We don’t have labels here so that unsupervised training is what makes this feasible for us to tell what are the incipient connections from the data. What does the data teach us? All the machines can do is to tell the initial instructions but then humans have to help.

(18.41) What you’re talking about is instead of telling someone to go in and come up with some new manual human label for any patient data that needs a certain criteria, this is a system that can cluster things according to related pattern without a person tagging it. The machine knows what it’s looking for and be able to coax out and find those patterns itself without a person having to name and identify things.

The last thing that I want to touch on, is what you’re most excited about for future promise. We talked about what is possible today, clearly of these are new. The organization that you’re with at the time of this recording, there’s still a lot to be done but clearly, it’s very exciting field. And you must be eager about the future. In terms of the big, low-hanging fruit in the next half-decade ahead or so, what are you most excited about this kind of technology?

Murali Aravamudan: So they say, “The proof is in the pudding.” We really have to make these insights from strong hypothesis to medicines that work in human beings. What I’m excited about is the possibility of advancing few drugs into the clinic and being really helpful to human beings in that particular fashion.

There is an underlying notion of improving unsupervised training and that is a very hard problem so we have several five to 10 years of work to do in unsupervised training that when we do this iterated process, can we limit the human beings’ involvement as much as possible? So we are not there yet. Those are the kinds of improvements that we need to refine the technology for. It’s about can we really help bring more drugs to people who really need it.

(21:25) At the end of the day, that’s the low-hanging utilitarian benefit if we could be so bold as to hypothesize that. And also it’s critical for the business. If no one at the end game here is benefitting, what the heck are we doing? How are we going to keep the gears turning? Clearly, curing challenging diseases is very important work. Moving forward on unsupervised learning, are there domains within medicine or pharma that you are more excited about? Are there kinds of conditions that tend to be challenging when humans try to manually find patterns that you think might be more likely than others, area where you’ve already seen interest? Or is it really all the same white canvas right now?

Murali Aravamudan: We could do some rough idea of that. Oncology cancer is the place where we have the most data to date because of various government-funded efforts where over 10,000 people’s tumors have been genetically sequenced, and so on. But one of the key things that we say, is the notion of precision medicine of a drug for a particular generative cohort, need not be constrained to oncology.

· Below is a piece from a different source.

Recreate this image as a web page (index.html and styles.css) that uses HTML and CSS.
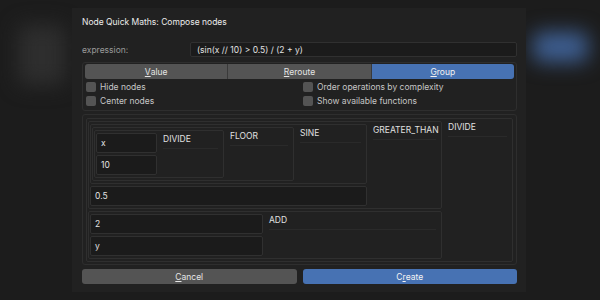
FILE: index.html
```html
<!DOCTYPE html>
<html>
<head>
<meta charset="utf-8">
<link rel="stylesheet" href="styles.css">
</head>
<body>
<div class="blob blob-left"></div>
<div class="blob blob-right"></div>
<div class="dialog">
  <div class="title">Node Quick Maths: Compose nodes</div>
  <div class="expr-row">
    <span class="expr-label">expression:</span>
    <div class="field expr-field">(sin(x // 10) &gt; 0.5) / (2 + y)</div>
  </div>
  <div class="box options">
    <div class="tabs">
      <div class="tab"><u>V</u>alue</div>
      <div class="tab"><u>R</u>eroute</div>
      <div class="tab active"><u>G</u>roup</div>
    </div>
    <div class="checks">
      <div class="check"><span class="cb"></span>Hide nodes</div>
      <div class="check"><span class="cb"></span>Order operations by complexity</div>
      <div class="check"><span class="cb"></span>Center nodes</div>
      <div class="check"><span class="cb"></span>Show available functions</div>
    </div>
  </div>
  <div class="box tree">
    <div class="node">
      <div class="inputs">
        <div class="node">
          <div class="inputs">
            <div class="node">
              <div class="inputs">
                <div class="node">
                  <div class="inputs">
                    <div class="node">
                      <div class="inputs divide-inputs">
                        <div class="field val">x</div>
                        <div class="field val">10</div>
                      </div>
                      <div class="op op-divide"><span class="op-label">DIVIDE</span></div>
                    </div>
                  </div>
                  <div class="op op-floor"><span class="op-label">FLOOR</span></div>
                </div>
              </div>
              <div class="op op-sine"><span class="op-label">SINE</span></div>
            </div>
            <div class="field val">0.5</div>
          </div>
          <div class="op op-gt"><span class="op-label">GREATER_THAN</span></div>
        </div>
        <div class="node">
          <div class="inputs add-inputs">
            <div class="field val">2</div>
            <div class="field val">y</div>
          </div>
          <div class="op op-add"><span class="op-label">ADD</span></div>
        </div>
      </div>
      <div class="op op-top"><span class="op-label">DIVIDE</span></div>
    </div>
  </div>
  <div class="buttons">
    <div class="btn"><u>C</u>ancel</div>
    <div class="btn primary">C<u>r</u>eate</div>
  </div>
</div>
</body>
</html>
```
FILE: styles.css
```css
html, body {
  margin: 0;
  padding: 0;
}
body {
  width: 600px;
  height: 300px;
  overflow: hidden;
  background: #1c1c1c;
  font-family: Inter, "DejaVu Sans", sans-serif;
  font-size: 8.5px;
  color: #dcdcdc;
  position: relative;
}
.blob {
  position: absolute;
  filter: blur(10px);
  border-radius: 8px;
}
.blob-left {
  left: 18px;
  top: 25px;
  width: 48px;
  height: 60px;
  background: #2e2e2e;
}
.blob-right {
  left: 533px;
  top: 32px;
  width: 55px;
  height: 30px;
  background: #3e5f92;
}
.dialog {
  position: relative;
  margin: 8px 0 0 72px;
  width: 454px;
  height: 284px;
  box-sizing: border-box;
  background: #212121;
  padding: 8px 9px 0 10px;
  display: flex;
  flex-direction: column;
}
.title {
  height: 12px;
  line-height: 12px;
  color: #ececec;
  margin-bottom: 14px;
}
.expr-row {
  display: flex;
  align-items: center;
  height: 15px;
  margin-bottom: 5px;
}
.expr-label {
  width: 108px;
  color: #9a9a9a;
}
.field {
  box-sizing: border-box;
  background: #1b1b1b;
  border: 1px solid #303030;
  border-radius: 2px;
  display: flex;
  align-items: center;
  padding-left: 6px;
  color: #e2e2e2;
}
.expr-field {
  flex: 1;
  height: 15px;
}
.box {
  box-sizing: border-box;
  border: 1px solid #2e2e2e;
  border-radius: 3px;
}
.options {
  height: 49px;
  padding: 1px 2px;
  margin-bottom: 3px;
}
.tabs {
  display: flex;
  height: 15px;
  border-radius: 3px;
  overflow: hidden;
}
.tab {
  flex: 1;
  display: flex;
  align-items: center;
  justify-content: center;
  background: #545454;
  color: #e4e4e4;
  border-right: 1px solid #3a3a3a;
}
.tab:last-child {
  border-right: none;
}
.tab.active {
  background: #4772b3;
  color: #f2f2f2;
}
.checks {
  display: grid;
  grid-template-columns: 217px 1fr;
  grid-auto-rows: 14px;
  padding-top: 1px;
}
.check {
  display: flex;
  align-items: center;
  color: #c6c6c6;
}
.cb {
  width: 10px;
  height: 10px;
  background: #545454;
  border-radius: 2px;
  margin: 0 4px 0 1px;
}
.tree {
  height: 151px;
  padding: 3px;
  margin-bottom: 4px;
}
.node {
  display: flex;
  border: 1px solid #2f2f2f;
  border-radius: 2px;
  padding: 2px 1px;
  gap: 2px;
}
.inputs {
  flex: 1;
  display: flex;
  flex-direction: column;
  gap: 2px;
}
.val {
  height: 20px;
  padding-left: 4px;
}
.op {
  border-radius: 2px;
  padding: 0 4px;
}
.op-label {
  display: block;
  height: 15px;
  line-height: 12px;
  border-bottom: 1px solid #2a2a2a;
  color: #e0e0e0;
}
.op-top { width: 59px; }
.op-gt { width: 63px; }
.op-sine { width: 61px; }
.op-floor { width: 58px; }
.op-divide { width: 55px; }
.op-add { flex: 1; }
.add-inputs { flex: none; width: 173px; }
.buttons {
  display: flex;
  gap: 6px;
  height: 15px;
}
.btn {
  flex: 1;
  display: flex;
  align-items: center;
  justify-content: center;
  background: #545454;
  border-radius: 3px;
  color: #e6e6e6;
}
.btn.primary {
  background: #4772b3;
  color: #f4f4f4;
}
```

So we view the immune system as an integral part in most many disease conditions. Many of immune system diseases turn out to have signals that emerge from oncology data sets.

So we are very excited about applying those kinds of immune system signals that bring precision to precision neurology or precision ophthalmology. We could think of various such conditions, which all of them can benefit from precision medicine and not just oncology.

(23:43) It sounds like in terms of where the breadth of data that’s been collected, there have been government initiatives that sounds really to knuckle down cancers, which clearly they are right up there in terms of mortality for Americans and for First World people in general. It sounds there are ardent efforts to add them and collect information, particularly, genetic information, but that what we see as tracers and ties to genetic footprint and to the immune system in general can potentially be extrapolated so the insights might have been unearthed for the sake of cancer but there are ways to tug, pull and find ties and meaning in that information that might spill out into other areas and create some benefit.

Murali Aravamudan: That’s absolutely correct.